Obviously, other versions can be applied to the device and method of the invention, so as to make it suitable for other specific applications, yet maintaining valid the advantages pointed out until now.

For example, a device having functions similar to those of the above described device 10 could be studied to have still more reduced dimensions or could be studied so that chemically aggressive liquids or substances cannot reach electronic components of the device.

An alternative version of the device box includes a box body made of ABS by a rapid prototyping process, which box body presents in its inside a housing space for a battery and another space for housing the sensors and control electronics. The above mentioned box body is provided with a substantially flat plug, which can be snap fitted and which has a series of slots in correspondence to the housing of the sensors. Thus, the removal of the above mentioned plug allows to reach both the battery compartment and the sensor compartment.

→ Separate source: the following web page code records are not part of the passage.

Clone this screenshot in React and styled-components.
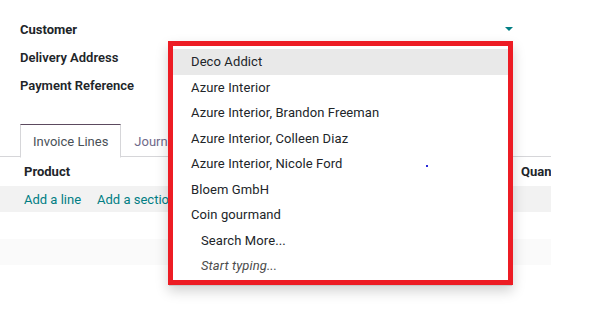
import React from 'react'
import styled, { createGlobalStyle } from 'styled-components'

const GlobalStyle = createGlobalStyle`
  body {
    margin: 0;
    background: #fff;
    font-family: Roboto, "Liberation Sans", sans-serif;
    font-size: 13px;
    color: #212529;
  }
`

const Page = styled.div`
  position: relative;
  width: 607px;
  height: 315px;
  overflow: hidden;
`

const Fields = styled.div`
  padding: 15px 0 0 20px;
  width: 493px;
`

const FieldRow = styled.div`
  display: flex;
  align-items: center;
  justify-content: space-between;
  height: 28px;
`

const Label = styled.span`
  font-weight: ${props => (props.heavy ? 700 : 600)};
  color: #212529;
`

const Caret = styled.span`
  width: 0;
  height: 0;
  border-left: 4px solid transparent;
  border-right: 4px solid transparent;
  border-top: 4px solid #017e84;
`

const TabNav = styled.div`
  display: flex;
  margin-top: 25px;
  padding-left: 20px;
  width: 531px;
  border-bottom: 1px solid #d6d6d9;
  height: 32px;
`

const Tab = styled.div`
  display: flex;
  align-items: center;
  padding: 0 12px;
  height: 32px;
  margin-bottom: -1px;
  border: 1px solid ${props => (props.active ? '#d6d6d9' : 'transparent')};
  border-top: 1px solid ${props => (props.active ? '#5c4a5f' : 'transparent')};
  border-bottom: 1px solid ${props => (props.active ? '#fff' : 'transparent')};
  background: ${props => (props.active ? '#fff' : 'transparent')};
  color: ${props => (props.active ? '#495057' : '#6f6a8a')};
`

const Table = styled.div`
  width: 551px;
`

const Row = styled.div`
  display: flex;
  align-items: center;
  justify-content: space-between;
  height: ${props => props.h}px;
  padding: 0 0 0 24px;
  background: ${props => props.bg || '#fff'};
`

const HeadCell = styled.span`
  font-weight: 700;
  color: #212529;
`

const QuanCell = styled.span`
  font-weight: 700;
  width: 30px;
  overflow: hidden;
  white-space: nowrap;
`

const Links = styled.div`
  display: flex;
  gap: 16px;
`

const Link = styled.span`
  color: #017e84;
`

const Dropdown = styled.ul`
  position: absolute;
  left: 168px;
  top: 41px;
  width: 335px;
  margin: 0;
  padding: 3px 0 1px;
  list-style: none;
  background: #fff;
  border: 5px solid #ed1c24;
  box-shadow: 0 2px 0 -1px #c9c9c9, 0 6px 12px rgba(0, 0, 0, 0.18);
`

const Item = styled.li`
  padding: 3px 0 3px ${props => (props.indent ? 28 : 18)}px;
  line-height: 19.5px;
  letter-spacing: 0.1px;
  color: ${props => (props.muted ? '#4c4c4c' : '#212529')};
  font-style: ${props => (props.italic ? 'italic' : 'normal')};
  background: ${props => (props.active ? '#e9e9e9' : 'transparent')};
`

const Dot = styled.span`
  position: absolute;
  left: 426px;
  top: 165px;
  width: 2px;
  height: 2px;
  background: #2a2ad8;
`

const partners = [
  'Deco Addict',
  'Azure Interior',
  'Azure Interior, Brandon Freeman',
  'Azure Interior, Colleen Diaz',
  'Azure Interior, Nicole Ford',
  'Bloem GmbH',
  'Coin gourmand',
]

export default function App() {
  return (
    <Page>
      <GlobalStyle />
      <Fields>
        <FieldRow>
          <Label heavy>Customer</Label>
          <Caret />
        </FieldRow>
        <FieldRow>
          <Label>Delivery Address</Label>
        </FieldRow>
        <FieldRow>
          <Label>Payment Reference</Label>
        </FieldRow>
      </Fields>

      <TabNav>
        <Tab active>Invoice Lines</Tab>
        <Tab>Journal Items</Tab>
      </TabNav>

      <Table>
        <Row h={29}>
          <HeadCell>Product</HeadCell>
          <QuanCell>Quantity</QuanCell>
        </Row>
        <Row h={26} bg="#f2f2f2">
          <Links>
            <Link>Add a line</Link>
            <Link>Add a section</Link>
          </Links>
        </Row>
        <Row h={27} />
        <Row h={26} bg="#fafafa" />
      </Table>

      <Dropdown>
        {partners.map((name, i) => (
          <Item key={name} active={i === 0}>
            {name}
          </Item>
        ))}
        <Item indent>Search More...</Item>
        <Item indent italic muted>Start typing...</Item>
      </Dropdown>
      <Dot />
    </Page>
  )
}
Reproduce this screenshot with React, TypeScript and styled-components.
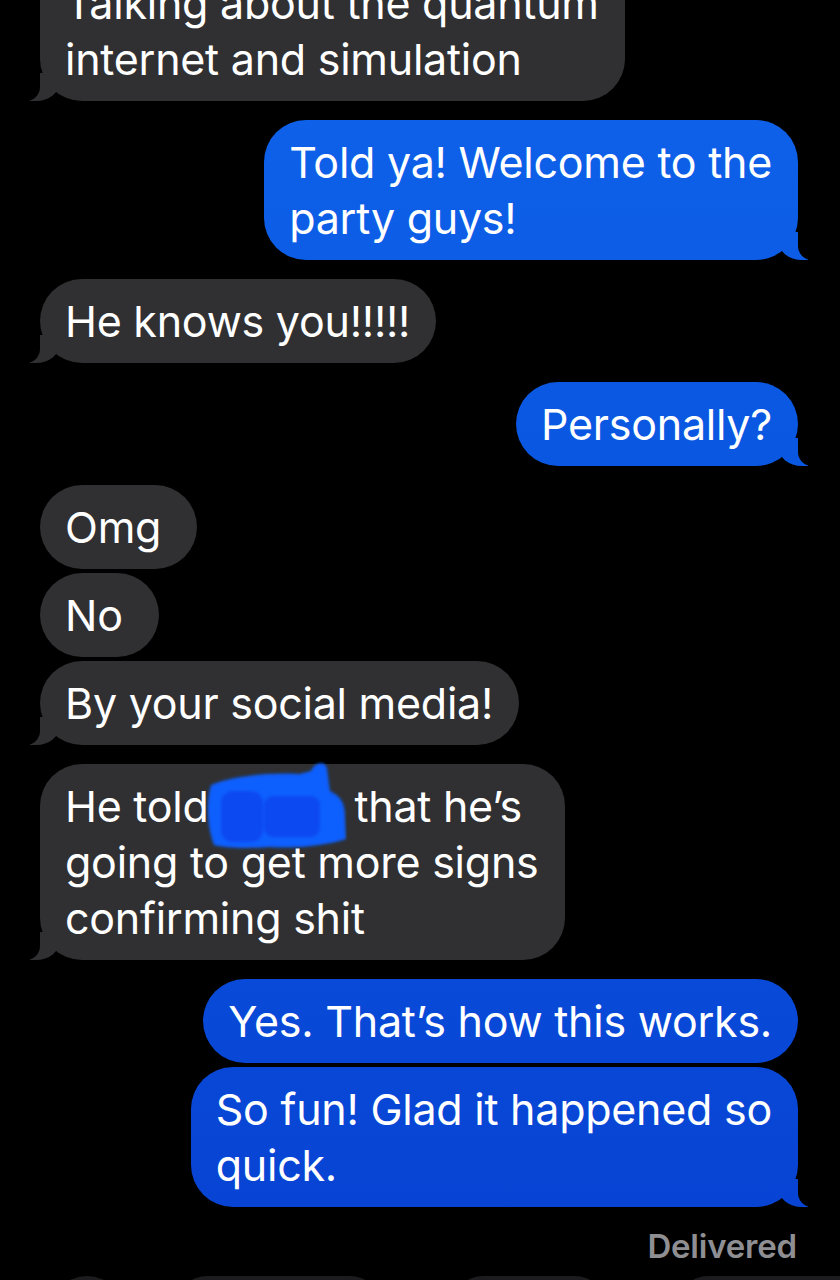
import React from "react";
import styled, { createGlobalStyle, css } from "styled-components";

type Side = "me" | "them";

interface Message {
  side: Side;
  text: React.ReactNode;
  tail?: boolean;
  tight?: boolean;
  wide?: boolean;
}

const GlobalStyle = createGlobalStyle`
  html, body {
    margin: 0;
    padding: 0;
    background: #000;
    height: 1280px;
    overflow: hidden;
  }
  body {
    font-family: Inter, "Noto Sans", "Liberation Sans", sans-serif;
    -webkit-font-smoothing: antialiased;
  }
`;

const BLUE = "linear-gradient(to bottom, #1064ec 0%, #0a57e1 35%, #0842d3 100%)";
const GRAY = "#303032";

const Redaction = () => (
  <RedactBox>
    <svg width="144" height="92" viewBox="204 758 144 92">
      <defs>
        <filter id="soft" x="-10%" y="-10%" width="120%" height="120%">
          <feGaussianBlur stdDeviation="1.4" />
        </filter>
      </defs>
      <g filter="url(#soft)">
        <path
          d="M212 784 C230 776 268 771 300 773 L312 770 C315 762 325 759 328 767 L331 790 C341 795 346 801 346 816 L347 838 C330 844 300 848 270 846 C245 848 226 847 215 844 C208 826 207 800 212 784 Z"
          fill="#0a5efe"
        />
        <rect x="222" y="790" width="42" height="51" rx="12" fill="#074af1" />
        <rect x="265" y="795" width="56" height="41" rx="9" fill="#074af1" />
      </g>
    </svg>
  </RedactBox>
);

const messages: Message[] = [
  { side: "them", text: "Talking about the quantum\ninternet and simulation", tail: true },
  { side: "me", text: "Told ya! Welcome to the\nparty guys!", tail: true },
  { side: "them", text: "He knows you!!!!!", tail: true },
  { side: "me", text: "Personally?", tail: true },
  { side: "them", text: "Omg", wide: true },
  { side: "them", text: "No", tight: true, wide: true },
  { side: "them", text: "By your social media!", tight: true, tail: true },
  {
    side: "them",
    text: (
      <>
        He told<Redaction /> that he’s{"\n"}going to get more signs{"\n"}confirming shit
      </>
    ),
    tail: true,
  },
  { side: "me", text: "Yes. That’s how this works." },
  { side: "me", text: "So fun! Glad it happened so\nquick.", tight: true, tail: true },
];

const App = () => (
  <>
    <GlobalStyle />
    <Thread>
      {messages.map((m, i) => (
        <Row key={i} side={m.side} tight={!!m.tight && i > 0}>
          <Bubble side={m.side} tail={!!m.tail} wide={!!m.wide}>
            {m.text}
          </Bubble>
        </Row>
      ))}
      <Status>Delivered</Status>
      <Dock>
        <DockItem w={76} round />
        <DockItem w={203} />
        <DockItem w={152} />
        <DockItem w={200} />
      </Dock>
    </Thread>
  </>
);

export default App;

const Thread = styled.div`
  display: flex;
  flex-direction: column;
  margin-top: -39px;
  padding: 0 42px 0 40px;
`;

const Row = styled.div<{ side: Side; tight: boolean }>`
  display: flex;
  justify-content: ${({ side }) => (side === "me" ? "flex-end" : "flex-start")};
  margin-top: ${({ tight }) => (tight ? "4px" : "19px")};
  &:first-child {
    margin-top: 0;
  }
`;

const Bubble = styled.div<{ side: Side; tail: boolean; wide: boolean }>`
  position: relative;
  padding: 14px ${({ wide }) => (wide ? "36px" : "26px")} 14px 25px;
  border-radius: 42px;
  color: #fff;
  font-size: 43px;
  line-height: 56px;
  letter-spacing: -0.25px;
  white-space: pre-line;
  background: ${({ side }) => (side === "me" ? BLUE : GRAY)};
  background-attachment: ${({ side }) => (side === "me" ? "fixed" : "scroll")};

  ${({ tail, side }) =>
    tail &&
    css`
      &::before,
      &::after {
        content: "";
        position: absolute;
        bottom: 0;
        height: 28px;
      }
      &::before {
        z-index: 0;
        width: 30px;
        background: ${side === "me" ? BLUE : GRAY};
        background-attachment: ${side === "me" ? "fixed" : "scroll"};
        ${side === "me"
          ? css`
              right: -10px;
              border-bottom-left-radius: 24px 20px;
            `
          : css`
              left: -10px;
              border-bottom-right-radius: 24px 20px;
            `}
      }
      &::after {
        z-index: 1;
        width: 14px;
        background: #000;
        ${side === "me"
          ? css`
              right: -14px;
              border-bottom-left-radius: 14px;
            `
          : css`
              left: -14px;
              border-bottom-right-radius: 14px;
            `}
      }
    `}
`;

const RedactBox = styled.span`
  position: relative;
  display: inline-block;
  width: 134px;
  height: 56px;
  vertical-align: top;

  svg {
    position: absolute;
    left: -6px;
    top: -19px;
  }
`;

const Status = styled.div`
  align-self: flex-end;
  margin-top: 20px;
  margin-right: 1px;
  color: #8e8e93;
  font-size: 33px;
  font-weight: 600;
  line-height: 38px;
  letter-spacing: -0.2px;
`;

const Dock = styled.div`
  display: flex;
  gap: 73px;
  margin: 11px -42px 0 9px;
`;

const DockItem = styled.div<{ w: number; round?: boolean }>`
  flex: none;
  width: ${({ w }) => w}px;
  height: 60px;
  border-radius: ${({ round }) => (round ? "50%" : "30px")};
  background: #1c1c1e;
  ${({ round }) =>
    round &&
    css`
      height: 76px;
      margin-right: -21px;
    `}
`;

The data can be received-transmitted between the device 10 and the external unit 30 in an encoded form both to prevent unauthorized accesses to the data contained in the device and to allow multiple devices 10 to be associated to a single external unit 30. Moreover, the ^' data transmission from the device 10 to the external unit 30 can also occur in real time during their detection by the sensors.

The external unit 30 can be a dedicated electronic device, or, more advantageously, it can be a palmtop, tablet or another handheld electronic device, provided with radio receiving-transmitting means 31 connected, possibly by an USB interface 33, to processing means, comprising one or more programs aimed at communicating with the device 10.

These and other versions or modifications can be applied to a device and method according to the present invention without departing from the protective scope defined by the following claims.